start

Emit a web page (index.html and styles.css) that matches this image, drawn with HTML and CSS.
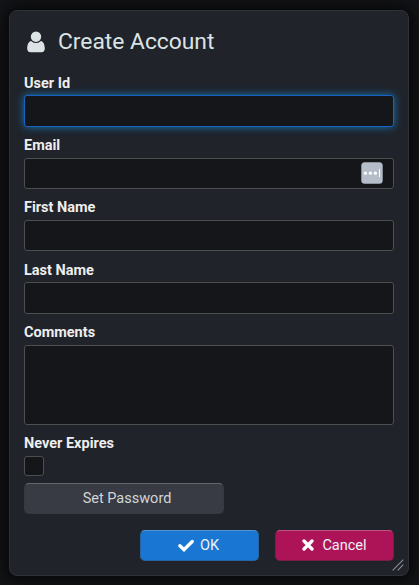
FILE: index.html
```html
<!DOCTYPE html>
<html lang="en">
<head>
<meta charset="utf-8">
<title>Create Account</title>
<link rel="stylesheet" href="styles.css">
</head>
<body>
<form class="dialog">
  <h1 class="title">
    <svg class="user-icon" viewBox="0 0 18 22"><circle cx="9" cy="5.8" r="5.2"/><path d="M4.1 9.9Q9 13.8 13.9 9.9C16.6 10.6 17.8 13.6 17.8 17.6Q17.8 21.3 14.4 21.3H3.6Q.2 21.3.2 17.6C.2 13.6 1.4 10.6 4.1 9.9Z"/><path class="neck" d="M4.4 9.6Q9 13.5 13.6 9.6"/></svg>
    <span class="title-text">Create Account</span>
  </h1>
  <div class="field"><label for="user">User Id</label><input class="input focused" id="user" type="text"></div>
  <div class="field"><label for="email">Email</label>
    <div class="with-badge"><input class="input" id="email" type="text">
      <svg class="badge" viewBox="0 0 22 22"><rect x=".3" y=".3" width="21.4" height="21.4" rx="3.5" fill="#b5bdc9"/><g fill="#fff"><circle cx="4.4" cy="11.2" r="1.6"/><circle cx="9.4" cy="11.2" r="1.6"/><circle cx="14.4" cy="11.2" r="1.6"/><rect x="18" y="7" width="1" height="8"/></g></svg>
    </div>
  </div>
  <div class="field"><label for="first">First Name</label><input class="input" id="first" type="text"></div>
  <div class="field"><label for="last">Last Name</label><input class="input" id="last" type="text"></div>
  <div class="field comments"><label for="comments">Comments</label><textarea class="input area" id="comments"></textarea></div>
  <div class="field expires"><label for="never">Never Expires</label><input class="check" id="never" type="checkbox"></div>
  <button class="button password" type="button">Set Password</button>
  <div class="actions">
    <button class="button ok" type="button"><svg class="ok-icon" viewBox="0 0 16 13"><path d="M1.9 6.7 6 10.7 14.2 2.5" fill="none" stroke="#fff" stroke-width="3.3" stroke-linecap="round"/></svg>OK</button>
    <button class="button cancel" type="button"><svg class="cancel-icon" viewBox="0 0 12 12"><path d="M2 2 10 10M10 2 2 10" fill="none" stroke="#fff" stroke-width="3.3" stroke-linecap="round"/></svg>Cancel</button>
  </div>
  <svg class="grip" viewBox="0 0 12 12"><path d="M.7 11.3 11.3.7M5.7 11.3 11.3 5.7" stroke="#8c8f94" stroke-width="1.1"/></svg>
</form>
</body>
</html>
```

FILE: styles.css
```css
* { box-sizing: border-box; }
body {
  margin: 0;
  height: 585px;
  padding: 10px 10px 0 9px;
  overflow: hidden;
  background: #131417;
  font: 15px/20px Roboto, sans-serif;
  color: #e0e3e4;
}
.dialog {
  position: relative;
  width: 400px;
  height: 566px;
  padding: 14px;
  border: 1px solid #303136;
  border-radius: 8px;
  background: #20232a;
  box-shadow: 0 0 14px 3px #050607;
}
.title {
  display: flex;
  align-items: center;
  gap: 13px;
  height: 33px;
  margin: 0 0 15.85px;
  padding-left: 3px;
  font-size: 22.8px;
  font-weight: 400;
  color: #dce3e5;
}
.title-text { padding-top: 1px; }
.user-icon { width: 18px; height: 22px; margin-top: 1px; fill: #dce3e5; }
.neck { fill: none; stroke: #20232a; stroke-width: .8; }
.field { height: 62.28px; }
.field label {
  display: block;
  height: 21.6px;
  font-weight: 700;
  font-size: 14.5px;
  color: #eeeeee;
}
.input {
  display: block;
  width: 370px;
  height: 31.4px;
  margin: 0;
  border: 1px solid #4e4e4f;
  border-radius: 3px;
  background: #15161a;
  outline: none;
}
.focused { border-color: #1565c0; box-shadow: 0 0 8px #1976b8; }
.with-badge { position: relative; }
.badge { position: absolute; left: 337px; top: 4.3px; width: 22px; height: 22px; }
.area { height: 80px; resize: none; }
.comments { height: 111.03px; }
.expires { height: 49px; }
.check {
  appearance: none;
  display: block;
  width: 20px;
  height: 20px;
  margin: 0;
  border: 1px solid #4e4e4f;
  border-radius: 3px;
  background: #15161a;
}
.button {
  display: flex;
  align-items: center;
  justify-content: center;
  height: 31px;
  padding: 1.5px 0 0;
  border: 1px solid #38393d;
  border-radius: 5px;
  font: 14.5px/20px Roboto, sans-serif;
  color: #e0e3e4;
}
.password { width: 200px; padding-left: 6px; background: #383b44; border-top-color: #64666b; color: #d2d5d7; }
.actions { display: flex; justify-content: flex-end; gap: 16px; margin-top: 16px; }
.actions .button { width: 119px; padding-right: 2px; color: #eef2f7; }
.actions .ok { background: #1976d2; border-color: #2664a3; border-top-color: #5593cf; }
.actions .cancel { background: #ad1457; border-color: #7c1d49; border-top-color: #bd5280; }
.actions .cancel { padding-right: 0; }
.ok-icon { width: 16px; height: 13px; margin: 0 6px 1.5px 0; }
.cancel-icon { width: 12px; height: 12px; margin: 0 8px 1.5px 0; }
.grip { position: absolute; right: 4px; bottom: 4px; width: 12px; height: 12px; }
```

end

## DIRECTIONS FOR THIS TASK
Go through the listing above and write it all out exactly, leaving out any picture.

## FINISHED ANSWER
Emit a web page (index.html and styles.css) that matches this image, drawn with HTML and CSS.
FILE: index.html
```html
<!DOCTYPE html>
<html lang="en">
<head>
<meta charset="utf-8">
<title>Create Account</title>
<link rel="stylesheet" href="styles.css">
</head>
<body>
<form class="dialog">
  <h1 class="title">
    <svg class="user-icon" viewBox="0 0 18 22"><circle cx="9" cy="5.8" r="5.2"/><path d="M4.1 9.9Q9 13.8 13.9 9.9C16.6 10.6 17.8 13.6 17.8 17.6Q17.8 21.3 14.4 21.3H3.6Q.2 21.3.2 17.6C.2 13.6 1.4 10.6 4.1 9.9Z"/><path class="neck" d="M4.4 9.6Q9 13.5 13.6 9.6"/></svg>
    <span class="title-text">Create Account</span>
  </h1>
  <div class="field"><label for="user">User Id</label><input class="input focused" id="user" type="text"></div>
  <div class="field"><label for="email">Email</label>
    <div class="with-badge"><input class="input" id="email" type="text">
      <svg class="badge" viewBox="0 0 22 22"><rect x=".3" y=".3" width="21.4" height="21.4" rx="3.5" fill="#b5bdc9"/><g fill="#fff"><circle cx="4.4" cy="11.2" r="1.6"/><circle cx="9.4" cy="11.2" r="1.6"/><circle cx="14.4" cy="11.2" r="1.6"/><rect x="18" y="7" width="1" height="8"/></g></svg>
    </div>
  </div>
  <div class="field"><label for="first">First Name</label><input class="input" id="first" type="text"></div>
  <div class="field"><label for="last">Last Name</label><input class="input" id="last" type="text"></div>
  <div class="field comments"><label for="comments">Comments</label><textarea class="input area" id="comments"></textarea></div>
  <div class="field expires"><label for="never">Never Expires</label><input class="check" id="never" type="checkbox"></div>
  <button class="button password" type="button">Set Password</button>
  <div class="actions">
    <button class="button ok" type="button"><svg class="ok-icon" viewBox="0 0 16 13"><path d="M1.9 6.7 6 10.7 14.2 2.5" fill="none" stroke="#fff" stroke-width="3.3" stroke-linecap="round"/></svg>OK</button>
    <button class="button cancel" type="button"><svg class="cancel-icon" viewBox="0 0 12 12"><path d="M2 2 10 10M10 2 2 10" fill="none" stroke="#fff" stroke-width="3.3" stroke-linecap="round"/></svg>Cancel</button>
  </div>
  <svg class="grip" viewBox="0 0 12 12"><path d="M.7 11.3 11.3.7M5.7 11.3 11.3 5.7" stroke="#8c8f94" stroke-width="1.1"/></svg>
</form>
</body>
</html>
```

FILE: styles.css
```css
* { box-sizing: border-box; }
body {
  margin: 0;
  height: 585px;
  padding: 10px 10px 0 9px;
  overflow: hidden;
  background: #131417;
  font: 15px/20px Roboto, sans-serif;
  color: #e0e3e4;
}
.dialog {
  position: relative;
  width: 400px;
  height: 566px;
  padding: 14px;
  border: 1px solid #303136;
  border-radius: 8px;
  background: #20232a;
  box-shadow: 0 0 14px 3px #050607;
}
.title {
  display: flex;
  align-items: center;
  gap: 13px;
  height: 33px;
  margin: 0 0 15.85px;
  padding-left: 3px;
  font-size: 22.8px;
  font-weight: 400;
  color: #dce3e5;
}
.title-text { padding-top: 1px; }
.user-icon { width: 18px; height: 22px; margin-top: 1px; fill: #dce3e5; }
.neck { fill: none; stroke: #20232a; stroke-width: .8; }
.field { height: 62.28px; }
.field label {
  display: block;
  height: 21.6px;
  font-weight: 700;
  font-size: 14.5px;
  color: #eeeeee;
}
.input {
  display: block;
  width: 370px;
  height: 31.4px;
  margin: 0;
  border: 1px solid #4e4e4f;
  border-radius: 3px;
  background: #15161a;
  outline: none;
}
.focused { border-color: #1565c0; box-shadow: 0 0 8px #1976b8; }
.with-badge { position: relative; }
.badge { position: absolute; left: 337px; top: 4.3px; width: 22px; height: 22px; }
.area { height: 80px; resize: none; }
.comments { height: 111.03px; }
.expires { height: 49px; }
.check {
  appearance: none;
  display: block;
  width: 20px;
  height: 20px;
  margin: 0;
  border: 1px solid #4e4e4f;
  border-radius: 3px;
  background: #15161a;
}
.button {
  display: flex;
  align-items: center;
  justify-content: center;
  height: 31px;
  padding: 1.5px 0 0;
  border: 1px solid #38393d;
  border-radius: 5px;
  font: 14.5px/20px Roboto, sans-serif;
  color: #e0e3e4;
}
.password { width: 200px; padding-left: 6px; background: #383b44; border-top-color: #64666b; color: #d2d5d7; }
.actions { display: flex; justify-content: flex-end; gap: 16px; margin-top: 16px; }
.actions .button { width: 119px; padding-right: 2px; color: #eef2f7; }
.actions .ok { background: #1976d2; border-color: #2664a3; border-top-color: #5593cf; }
.actions .cancel { background: #ad1457; border-color: #7c1d49; border-top-color: #bd5280; }
.actions .cancel { padding-right: 0; }
.ok-icon { width: 16px; height: 13px; margin: 0 6px 1.5px 0; }
.cancel-icon { width: 12px; height: 12px; margin: 0 8px 1.5px 0; }
.grip { position: absolute; right: 4px; bottom: 4px; width: 12px; height: 12px; }
```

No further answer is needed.